DIRECTIONS: Select every line below containing the word "that".

STORED DATA:

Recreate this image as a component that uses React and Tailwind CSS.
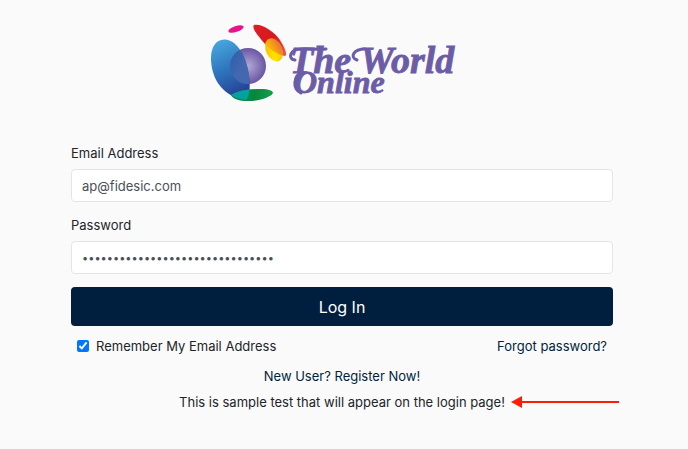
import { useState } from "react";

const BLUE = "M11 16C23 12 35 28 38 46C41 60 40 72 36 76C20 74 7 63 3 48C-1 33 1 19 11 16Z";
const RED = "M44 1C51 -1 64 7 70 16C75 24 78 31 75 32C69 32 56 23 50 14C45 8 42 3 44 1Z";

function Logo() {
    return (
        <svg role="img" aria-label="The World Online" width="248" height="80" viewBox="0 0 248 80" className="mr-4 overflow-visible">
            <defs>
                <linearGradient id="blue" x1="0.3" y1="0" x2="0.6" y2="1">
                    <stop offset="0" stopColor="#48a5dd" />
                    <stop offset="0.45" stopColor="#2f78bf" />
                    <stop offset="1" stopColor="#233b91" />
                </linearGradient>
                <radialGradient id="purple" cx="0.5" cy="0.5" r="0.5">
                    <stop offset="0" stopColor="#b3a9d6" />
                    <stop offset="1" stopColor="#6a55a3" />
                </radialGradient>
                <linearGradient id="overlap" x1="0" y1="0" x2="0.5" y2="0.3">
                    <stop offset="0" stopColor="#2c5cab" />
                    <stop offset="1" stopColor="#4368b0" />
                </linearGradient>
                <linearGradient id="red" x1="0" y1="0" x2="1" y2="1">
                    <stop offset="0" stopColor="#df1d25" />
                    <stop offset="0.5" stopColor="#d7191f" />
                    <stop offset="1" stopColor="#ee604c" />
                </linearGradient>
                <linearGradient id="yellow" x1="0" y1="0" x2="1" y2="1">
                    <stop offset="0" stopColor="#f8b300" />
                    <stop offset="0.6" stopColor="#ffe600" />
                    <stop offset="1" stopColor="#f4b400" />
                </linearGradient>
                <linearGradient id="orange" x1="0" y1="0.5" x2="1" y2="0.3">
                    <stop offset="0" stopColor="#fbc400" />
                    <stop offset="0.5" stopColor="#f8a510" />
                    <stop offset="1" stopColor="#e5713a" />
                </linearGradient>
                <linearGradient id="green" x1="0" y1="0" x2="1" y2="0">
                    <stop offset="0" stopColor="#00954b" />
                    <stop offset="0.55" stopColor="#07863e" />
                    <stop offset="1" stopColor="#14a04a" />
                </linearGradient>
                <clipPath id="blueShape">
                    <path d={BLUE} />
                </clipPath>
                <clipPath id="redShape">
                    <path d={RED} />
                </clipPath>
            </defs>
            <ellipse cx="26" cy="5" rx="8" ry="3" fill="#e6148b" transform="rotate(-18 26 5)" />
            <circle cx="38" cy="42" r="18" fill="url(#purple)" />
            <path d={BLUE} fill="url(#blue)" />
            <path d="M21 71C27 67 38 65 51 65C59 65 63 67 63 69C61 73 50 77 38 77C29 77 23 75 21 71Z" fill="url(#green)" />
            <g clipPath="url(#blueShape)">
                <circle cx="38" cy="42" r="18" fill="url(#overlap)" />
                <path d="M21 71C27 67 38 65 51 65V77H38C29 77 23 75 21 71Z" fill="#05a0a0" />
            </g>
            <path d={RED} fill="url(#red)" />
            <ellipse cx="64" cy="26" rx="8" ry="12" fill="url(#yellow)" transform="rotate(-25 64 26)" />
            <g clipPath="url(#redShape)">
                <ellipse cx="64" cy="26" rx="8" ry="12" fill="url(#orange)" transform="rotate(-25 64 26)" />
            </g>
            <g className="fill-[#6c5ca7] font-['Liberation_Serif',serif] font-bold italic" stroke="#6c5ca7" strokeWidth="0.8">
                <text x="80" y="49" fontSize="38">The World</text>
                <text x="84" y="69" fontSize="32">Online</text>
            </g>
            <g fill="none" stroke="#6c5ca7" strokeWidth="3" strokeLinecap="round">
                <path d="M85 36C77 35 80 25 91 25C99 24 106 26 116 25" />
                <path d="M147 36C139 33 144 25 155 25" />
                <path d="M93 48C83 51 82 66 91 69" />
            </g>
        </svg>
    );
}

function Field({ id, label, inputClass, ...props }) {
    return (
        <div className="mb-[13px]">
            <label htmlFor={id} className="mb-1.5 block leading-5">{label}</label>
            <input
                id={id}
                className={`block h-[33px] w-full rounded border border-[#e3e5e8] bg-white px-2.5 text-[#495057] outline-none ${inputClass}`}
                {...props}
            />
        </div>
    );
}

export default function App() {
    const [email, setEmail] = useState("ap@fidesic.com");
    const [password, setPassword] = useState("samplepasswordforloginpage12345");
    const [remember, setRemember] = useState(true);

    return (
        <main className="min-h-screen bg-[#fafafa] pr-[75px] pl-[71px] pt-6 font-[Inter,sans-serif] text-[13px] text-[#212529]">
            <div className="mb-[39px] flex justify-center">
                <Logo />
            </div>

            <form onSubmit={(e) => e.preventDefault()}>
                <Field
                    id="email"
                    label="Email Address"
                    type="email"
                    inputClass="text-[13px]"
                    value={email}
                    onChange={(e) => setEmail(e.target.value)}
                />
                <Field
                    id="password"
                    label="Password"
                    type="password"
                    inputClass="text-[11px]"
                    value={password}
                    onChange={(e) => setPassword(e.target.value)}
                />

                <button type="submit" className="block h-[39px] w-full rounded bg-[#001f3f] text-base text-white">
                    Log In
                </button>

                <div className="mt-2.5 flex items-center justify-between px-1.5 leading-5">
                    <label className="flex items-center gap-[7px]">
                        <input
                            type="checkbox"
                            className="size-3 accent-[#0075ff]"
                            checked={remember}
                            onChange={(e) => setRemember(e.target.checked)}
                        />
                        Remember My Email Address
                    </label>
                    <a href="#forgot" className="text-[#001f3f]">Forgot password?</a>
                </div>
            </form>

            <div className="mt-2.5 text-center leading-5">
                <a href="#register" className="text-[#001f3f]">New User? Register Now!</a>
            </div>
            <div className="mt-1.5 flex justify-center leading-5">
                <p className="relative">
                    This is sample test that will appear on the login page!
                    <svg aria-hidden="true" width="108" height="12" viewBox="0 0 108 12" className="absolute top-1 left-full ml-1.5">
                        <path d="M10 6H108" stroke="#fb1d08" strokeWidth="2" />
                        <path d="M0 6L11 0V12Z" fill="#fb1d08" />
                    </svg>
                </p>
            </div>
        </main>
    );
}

REPLY TO THE TASK:
Recreate this image as a component that uses React and Tailwind CSS.
                    This is sample test that will appear on the login page!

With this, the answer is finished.